## What you need to do
Set down each line of the data below exactly as it stands, dropping the pictures.

## Information shown
»»
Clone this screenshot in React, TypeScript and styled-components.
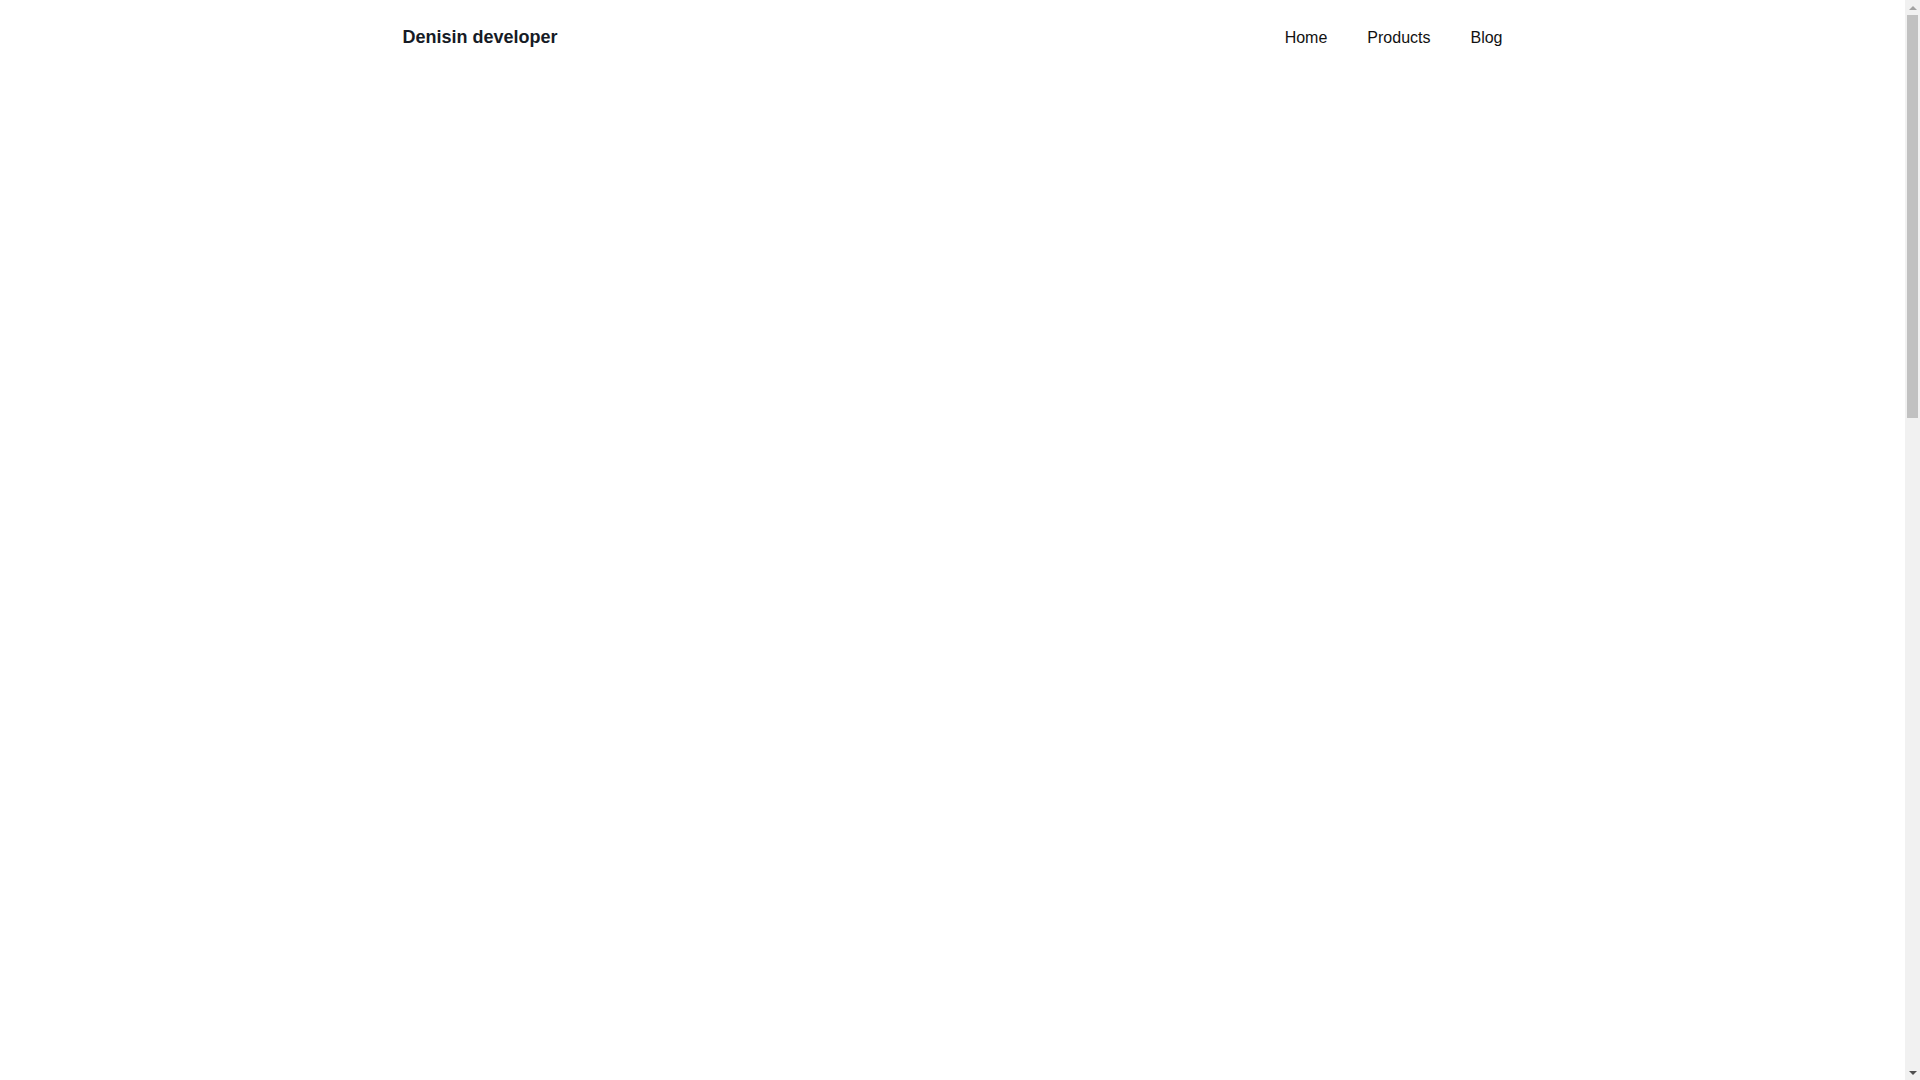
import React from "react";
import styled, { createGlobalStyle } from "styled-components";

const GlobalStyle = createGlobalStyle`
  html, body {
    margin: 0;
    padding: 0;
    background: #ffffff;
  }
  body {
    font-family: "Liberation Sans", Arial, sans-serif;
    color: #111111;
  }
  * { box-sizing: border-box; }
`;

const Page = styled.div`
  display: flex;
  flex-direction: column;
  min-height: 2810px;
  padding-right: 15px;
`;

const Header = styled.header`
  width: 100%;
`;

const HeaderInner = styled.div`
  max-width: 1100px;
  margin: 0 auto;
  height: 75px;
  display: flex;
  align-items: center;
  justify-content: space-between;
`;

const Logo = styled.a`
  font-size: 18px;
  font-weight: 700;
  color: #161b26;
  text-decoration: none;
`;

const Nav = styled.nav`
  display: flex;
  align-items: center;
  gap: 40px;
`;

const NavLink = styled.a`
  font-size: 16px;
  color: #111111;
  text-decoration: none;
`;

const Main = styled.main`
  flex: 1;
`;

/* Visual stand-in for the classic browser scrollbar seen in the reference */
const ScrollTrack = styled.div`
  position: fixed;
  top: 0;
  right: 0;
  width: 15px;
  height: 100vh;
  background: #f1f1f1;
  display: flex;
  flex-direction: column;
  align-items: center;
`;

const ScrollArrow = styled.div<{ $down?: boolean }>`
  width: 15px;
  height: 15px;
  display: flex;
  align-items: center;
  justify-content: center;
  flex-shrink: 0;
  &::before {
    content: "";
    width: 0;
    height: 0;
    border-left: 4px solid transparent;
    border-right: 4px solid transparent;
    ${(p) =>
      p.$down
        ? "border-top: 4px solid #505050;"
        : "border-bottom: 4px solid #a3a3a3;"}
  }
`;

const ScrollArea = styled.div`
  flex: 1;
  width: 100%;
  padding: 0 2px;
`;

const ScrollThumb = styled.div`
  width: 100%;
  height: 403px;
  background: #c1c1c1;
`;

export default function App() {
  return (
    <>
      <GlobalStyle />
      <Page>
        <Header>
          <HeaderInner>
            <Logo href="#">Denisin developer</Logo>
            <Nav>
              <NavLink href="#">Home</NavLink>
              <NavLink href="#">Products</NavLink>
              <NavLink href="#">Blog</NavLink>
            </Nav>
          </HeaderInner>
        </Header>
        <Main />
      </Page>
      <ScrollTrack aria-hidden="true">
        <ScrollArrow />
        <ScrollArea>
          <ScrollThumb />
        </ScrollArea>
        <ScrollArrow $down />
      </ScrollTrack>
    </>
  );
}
««
## Task answer
Clone this screenshot in React, TypeScript and styled-components.
import React from "react";
import styled, { createGlobalStyle } from "styled-components";

const GlobalStyle = createGlobalStyle`
  html, body {
    margin: 0;
    padding: 0;
    background: #ffffff;
  }
  body {
    font-family: "Liberation Sans", Arial, sans-serif;
    color: #111111;
  }
  * { box-sizing: border-box; }
`;

const Page = styled.div`
  display: flex;
  flex-direction: column;
  min-height: 2810px;
  padding-right: 15px;
`;

const Header = styled.header`
  width: 100%;
`;

const HeaderInner = styled.div`
  max-width: 1100px;
  margin: 0 auto;
  height: 75px;
  display: flex;
  align-items: center;
  justify-content: space-between;
`;

const Logo = styled.a`
  font-size: 18px;
  font-weight: 700;
  color: #161b26;
  text-decoration: none;
`;

const Nav = styled.nav`
  display: flex;
  align-items: center;
  gap: 40px;
`;

const NavLink = styled.a`
  font-size: 16px;
  color: #111111;
  text-decoration: none;
`;

const Main = styled.main`
  flex: 1;
`;

/* Visual stand-in for the classic browser scrollbar seen in the reference */
const ScrollTrack = styled.div`
  position: fixed;
  top: 0;
  right: 0;
  width: 15px;
  height: 100vh;
  background: #f1f1f1;
  display: flex;
  flex-direction: column;
  align-items: center;
`;

const ScrollArrow = styled.div<{ $down?: boolean }>`
  width: 15px;
  height: 15px;
  display: flex;
  align-items: center;
  justify-content: center;
  flex-shrink: 0;
  &::before {
    content: "";
    width: 0;
    height: 0;
    border-left: 4px solid transparent;
    border-right: 4px solid transparent;
    ${(p) =>
      p.$down
        ? "border-top: 4px solid #505050;"
        : "border-bottom: 4px solid #a3a3a3;"}
  }
`;

const ScrollArea = styled.div`
  flex: 1;
  width: 100%;
  padding: 0 2px;
`;

const ScrollThumb = styled.div`
  width: 100%;
  height: 403px;
  background: #c1c1c1;
`;

export default function App() {
  return (
    <>
      <GlobalStyle />
      <Page>
        <Header>
          <HeaderInner>
            <Logo href="#">Denisin developer</Logo>
            <Nav>
              <NavLink href="#">Home</NavLink>
              <NavLink href="#">Products</NavLink>
              <NavLink href="#">Blog</NavLink>
            </Nav>
          </HeaderInner>
        </Header>
        <Main />
      </Page>
      <ScrollTrack aria-hidden="true">
        <ScrollArrow />
        <ScrollArea>
          <ScrollThumb />
        </ScrollArea>
        <ScrollArrow $down />
      </ScrollTrack>
    </>
  );
}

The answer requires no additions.